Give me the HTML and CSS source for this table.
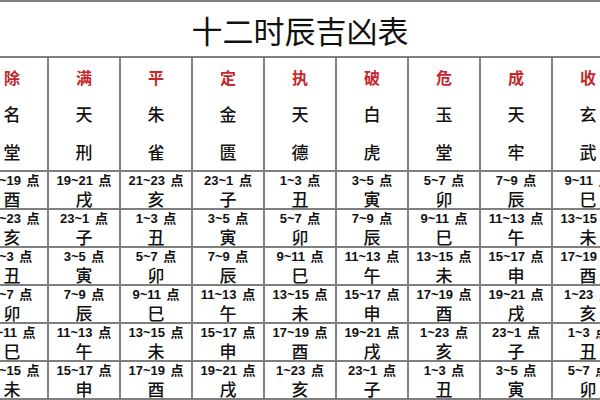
FILE: index.html
```html
<!DOCTYPE html>
<html lang="zh-CN">
<head>
<meta charset="utf-8">
<link rel="stylesheet" href="styles.css">
</head>
<body>
<div class="viewport">
  <div class="sheet">
    <div class="title">十二时辰吉凶表</div>

    <div class="head"><div class="h-red">除</div><div class="h-name">名</div><div class="h-name">堂</div></div>
    <div class="head"><div class="h-red">满</div><div class="h-name">天</div><div class="h-name">刑</div></div>
    <div class="head"><div class="h-red">平</div><div class="h-name">朱</div><div class="h-name">雀</div></div>
    <div class="head"><div class="h-red">定</div><div class="h-name">金</div><div class="h-name">匮</div></div>
    <div class="head"><div class="h-red">执</div><div class="h-name">天</div><div class="h-name">德</div></div>
    <div class="head"><div class="h-red">破</div><div class="h-name">白</div><div class="h-name">虎</div></div>
    <div class="head"><div class="h-red">危</div><div class="h-name">玉</div><div class="h-name">堂</div></div>
    <div class="head"><div class="h-red">成</div><div class="h-name">天</div><div class="h-name">牢</div></div>
    <div class="head"><div class="h-red">收</div><div class="h-name">玄</div><div class="h-name">武</div></div>

    <div class="cell"><div class="t">17~19 点</div><div class="b">酉</div></div>
    <div class="cell"><div class="t">19~21 点</div><div class="b">戌</div></div>
    <div class="cell"><div class="t">21~23 点</div><div class="b">亥</div></div>
    <div class="cell"><div class="t">23~1 点</div><div class="b">子</div></div>
    <div class="cell"><div class="t">1~3 点</div><div class="b">丑</div></div>
    <div class="cell"><div class="t">3~5 点</div><div class="b">寅</div></div>
    <div class="cell"><div class="t">5~7 点</div><div class="b">卯</div></div>
    <div class="cell"><div class="t">7~9 点</div><div class="b">辰</div></div>
    <div class="cell"><div class="t">9~11 点</div><div class="b">巳</div></div>

    <div class="cell"><div class="t">21~23 点</div><div class="b">亥</div></div>
    <div class="cell"><div class="t">23~1 点</div><div class="b">子</div></div>
    <div class="cell"><div class="t">1~3 点</div><div class="b">丑</div></div>
    <div class="cell"><div class="t">3~5 点</div><div class="b">寅</div></div>
    <div class="cell"><div class="t">5~7 点</div><div class="b">卯</div></div>
    <div class="cell"><div class="t">7~9 点</div><div class="b">辰</div></div>
    <div class="cell"><div class="t">9~11 点</div><div class="b">巳</div></div>
    <div class="cell"><div class="t">11~13 点</div><div class="b">午</div></div>
    <div class="cell"><div class="t">13~15 点</div><div class="b">未</div></div>

    <div class="cell"><div class="t">1~3 点</div><div class="b">丑</div></div>
    <div class="cell"><div class="t">3~5 点</div><div class="b">寅</div></div>
    <div class="cell"><div class="t">5~7 点</div><div class="b">卯</div></div>
    <div class="cell"><div class="t">7~9 点</div><div class="b">辰</div></div>
    <div class="cell"><div class="t">9~11 点</div><div class="b">巳</div></div>
    <div class="cell"><div class="t">11~13 点</div><div class="b">午</div></div>
    <div class="cell"><div class="t">13~15 点</div><div class="b">未</div></div>
    <div class="cell"><div class="t">15~17 点</div><div class="b">申</div></div>
    <div class="cell"><div class="t">17~19 点</div><div class="b">酉</div></div>

    <div class="cell"><div class="t">5~7 点</div><div class="b">卯</div></div>
    <div class="cell"><div class="t">7~9 点</div><div class="b">辰</div></div>
    <div class="cell"><div class="t">9~11 点</div><div class="b">巳</div></div>
    <div class="cell"><div class="t">11~13 点</div><div class="b">午</div></div>
    <div class="cell"><div class="t">13~15 点</div><div class="b">未</div></div>
    <div class="cell"><div class="t">15~17 点</div><div class="b">申</div></div>
    <div class="cell"><div class="t">17~19 点</div><div class="b">酉</div></div>
    <div class="cell"><div class="t">19~21 点</div><div class="b">戌</div></div>
    <div class="cell"><div class="t">1~23 点</div><div class="b">亥</div></div>

    <div class="cell"><div class="t">9~11 点</div><div class="b">巳</div></div>
    <div class="cell"><div class="t">11~13 点</div><div class="b">午</div></div>
    <div class="cell"><div class="t">13~15 点</div><div class="b">未</div></div>
    <div class="cell"><div class="t">15~17 点</div><div class="b">申</div></div>
    <div class="cell"><div class="t">17~19 点</div><div class="b">酉</div></div>
    <div class="cell"><div class="t">19~21 点</div><div class="b">戌</div></div>
    <div class="cell"><div class="t">1~23 点</div><div class="b">亥</div></div>
    <div class="cell"><div class="t">23~1 点</div><div class="b">子</div></div>
    <div class="cell"><div class="t">1~3 点</div><div class="b">丑</div></div>

    <div class="cell"><div class="t">13~15 点</div><div class="b">未</div></div>
    <div class="cell"><div class="t">15~17 点</div><div class="b">申</div></div>
    <div class="cell"><div class="t">17~19 点</div><div class="b">酉</div></div>
    <div class="cell"><div class="t">19~21 点</div><div class="b">戌</div></div>
    <div class="cell"><div class="t">1~23 点</div><div class="b">亥</div></div>
    <div class="cell"><div class="t">23~1 点</div><div class="b">子</div></div>
    <div class="cell"><div class="t">1~3 点</div><div class="b">丑</div></div>
    <div class="cell"><div class="t">3~5 点</div><div class="b">寅</div></div>
    <div class="cell"><div class="t">5~7 点</div><div class="b">卯</div></div>
  </div>
</div>
</body>
</html>
```

FILE: styles.css
```css
html, body {
  margin: 0;
  padding: 0;
  background: #ffffff;
}

.viewport {
  width: 600px;
  height: 400px;
  overflow: hidden;
}

.sheet {
  width: 646px;
  margin-left: -23px;
  padding: 2px 0;
  background: #7f7f7f;
  display: grid;
  grid-template-columns: repeat(9, 70px);
  grid-template-rows: 54px 112px repeat(6, 36px);
  gap: 2px;
  font-family: "Noto Sans CJK SC", "Noto Sans", sans-serif;
  color: #111111;
}

.title {
  grid-column: 1 / -1;
  background: #ffffff;
  display: flex;
  align-items: center;
  justify-content: center;
  font-size: 31px;
  font-weight: 400;
  padding-left: 23px;
  padding-right: 23px;
}

.head {
  background: #ffffff;
  display: grid;
  grid-template-rows: repeat(3, 1fr);
  text-align: center;
}

.h-red,
.h-name {
  display: flex;
  align-items: center;
  justify-content: center;
  font-size: 17px;
}

.h-red {
  color: #c4282c;
  font-weight: 700;
  font-size: 16px;
}

.h-name {
  font-weight: 500;
}

.cell {
  background: #ffffff;
  text-align: center;
}

.t {
  font-family: "Liberation Sans", "Noto Sans CJK SC", sans-serif;
  font-weight: 700;
  font-size: 13px;
  word-spacing: 2px;
  line-height: 18px;
  white-space: nowrap;
}

.b {
  font-size: 17px;
  font-weight: 500;
  line-height: 18px;
}
```
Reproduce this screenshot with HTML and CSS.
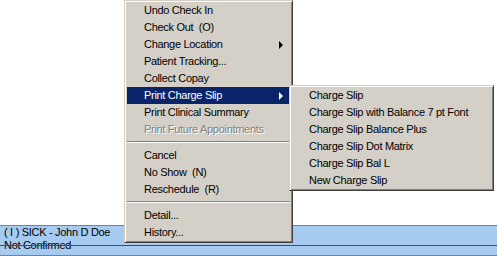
FILE: index.html
```html
<!DOCTYPE html>
<html lang="en">
<head>
  <meta charset="UTF-8" />
  <title>Appointment Menu</title>
  <link rel="stylesheet" href="styles.css">
</head>
<body>
  <div class="schedule">
    <div class="slot">
      <div class="slot-line">( I ) SICK - John D Doe</div>
      <div class="slot-line">Not Confirmed</div>
      <div class="now-line"></div>
    </div>
  </div>

  <ul class="menu main-menu">
    <li>Undo Check In</li>
    <li>Check Out&nbsp; (O)</li>
    <li class="has-sub">Change Location</li>
    <li>Patient Tracking...</li>
    <li>Collect Copay</li>
    <li class="has-sub active">Print Charge Slip</li>
    <li>Print Clinical Summary</li>
    <li class="disabled">Print Future Appointments</li>
    <li class="sep"></li>
    <li>Cancel</li>
    <li>No Show&nbsp; (N)</li>
    <li>Reschedule&nbsp; (R)</li>
    <li class="sep"></li>
    <li>Detail...</li>
    <li>History...</li>
  </ul>

  <ul class="menu sub-menu">
    <li>Charge Slip</li>
    <li>Charge Slip with Balance 7 pt Font</li>
    <li>Charge Slip Balance Plus</li>
    <li>Charge Slip Dot Matrix</li>
    <li>Charge Slip Bal L</li>
    <li>New Charge Slip</li>
  </ul>
</body>
</html>
```

FILE: styles.css
```css
body { margin:0; background:#fff; font-family:"Liberation Sans", Arial, sans-serif; font-size:11px; letter-spacing:-0.3px; color:#000; width:497px; height:256px; overflow:hidden; position:relative; }

/* schedule strip behind the menus */
.schedule { padding-top:225px; }
.slot { position:relative; background:#a6caf0; border-top:1px solid #808080; border-bottom:1px solid #808080; height:29px; overflow:hidden; padding-left:4px; }
.slot-line { line-height:13px; white-space:nowrap; }
.now-line { position:absolute; left:0; right:0; top:19px; height:1px; background:#7f3f00; }

/* classic popup menus */
.menu { position:absolute; margin:0; padding:1px; list-style:none; background:#d4d0c8;
  border:1px solid; border-color:#d4d0c8 #404040 #404040 #d4d0c8;
  box-shadow:inset 1px 1px #fff, inset -1px -1px #808080; }
.main-menu { left:124px; top:0; width:165px; }
.sub-menu { left:289px; top:85px; width:201px; }
.menu li { position:relative; height:17px; line-height:17px; padding-left:17px; margin:0 1px; white-space:nowrap; }
.menu li.active { background:#0a246a; color:#fff; }
.menu li.disabled { color:#808080; text-shadow:1px 1px 0 #fff; }
.menu li.sep { height:9px; }
.menu li.sep::before { content:""; position:absolute; left:0; right:0; top:3px; height:1px; background:#808080; border-bottom:1px solid #fff; }
.menu li.has-sub::after { content:""; position:absolute; right:7px; top:5px; border-left:4px solid #000; border-top:4px solid transparent; border-bottom:4px solid transparent; }
.menu li.has-sub.active::after { border-left-color:#fff; }
```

» Exercise brief:
What is the number of lines in the listing above that contain the string "this"? Give only the number.

» Completed task:
2